If you're a frustrated vice president in an investment bank and you want to leave for an alternative asset manager like a hedge fund or private equity firm, then you might want to try a private debt fund. In the past year alone, the industry segment has grown from $440bn to $560bn – more than 25% annual growth, according to the Alternative Credit Council and Deloitte. BlackRock and Guggenheim Investments, the asset management unit of Guggenheim Partners, are both currently expanding their opportunistic credit platforms.
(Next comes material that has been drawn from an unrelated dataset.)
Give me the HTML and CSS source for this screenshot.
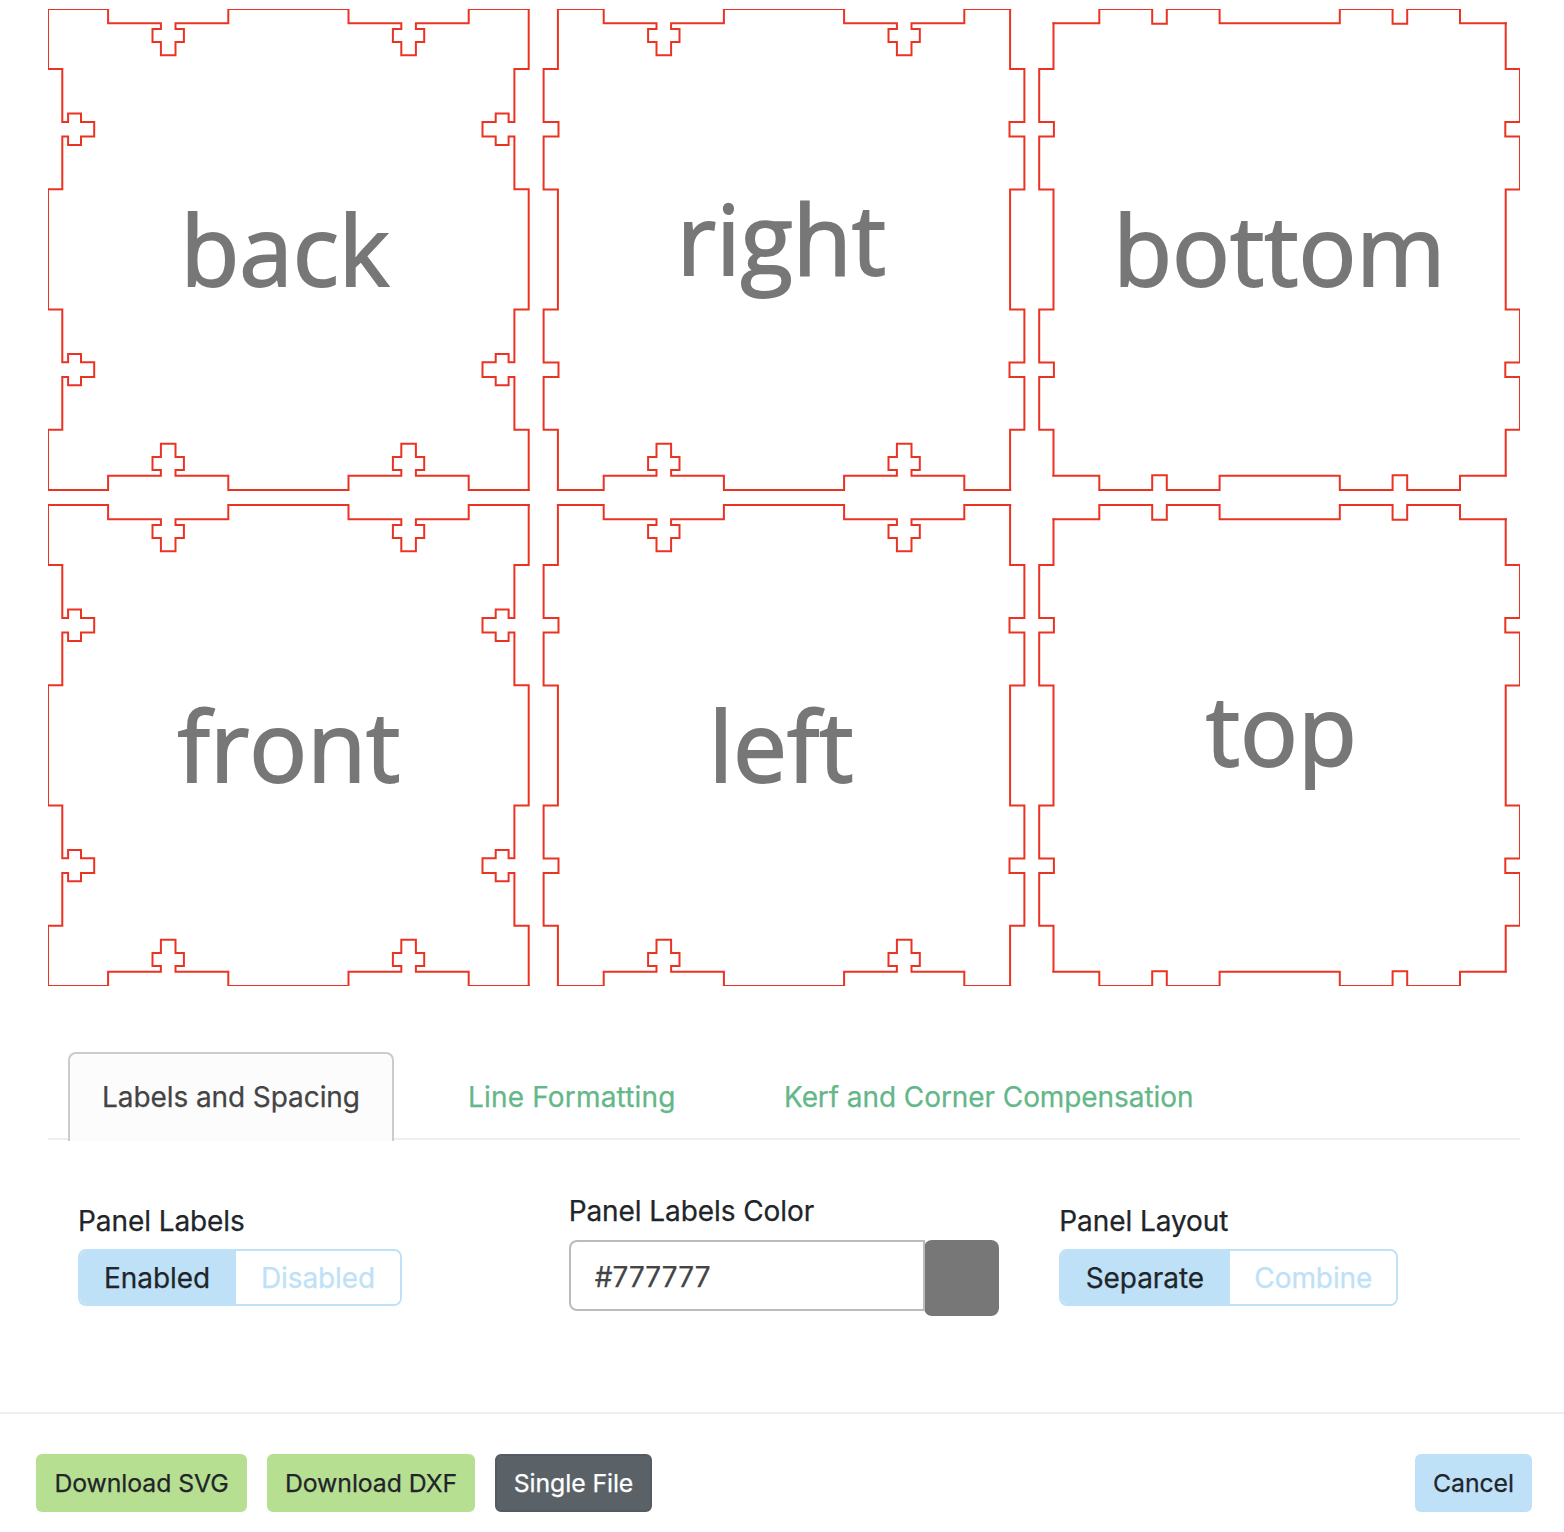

“Private debt is massive,” said Victoria McGill, a managing principal and the head of investment management, Americas, at Selby Jennings, a recruiting firm. “Lots of large asset managers are growing or establishing their private debt platforms, which is creating a lot of competition within middle-market lending."
The boom is being reflected in a rush of hiring and start-ups. In December, Blackstone veterans Mark Gudis, Edward Cerny and David Petrucco formed Backcast Partners Management, a middle-market investment firm focused on providing direct investment debt and equity capital. David Crescenzi joined Apollo Management as a managing director in the financial sponsors and leveraged finance group. Hitesh Kumar from UBS joined Orchard Global Asset Management. BAML bankers Jeff Schumacher and Sam Kwon both joined Varagon Capital Partners, while Joe Romic joined Hancock Capital Management. - To name but a few.
McGill says demand is highest for mid-ranking staff: “I would say seven-to-10 years of experience for a senior analyst or vice president is a sweet spot."
Despite the hires from banks, she says funds ideally want to hire people with PE experience already. “Candidates need to have experience in direct lending – specifically leveraged loans to middle-market companies.”
A recent report by Odyssey Search Partners suggests private credit funds could have another good year in 2017. The sector tends to do well in times of uncertainty, as traditional lenders stockpile assets. It's also possible that banks could push back into private credit if Dodd Frank is gutted, further boosting demand for experienced talent. However, Odyssey says this may take a while to feed through: in the short term, banks could be stymied by persistent capital shortfalls and a lack of talent.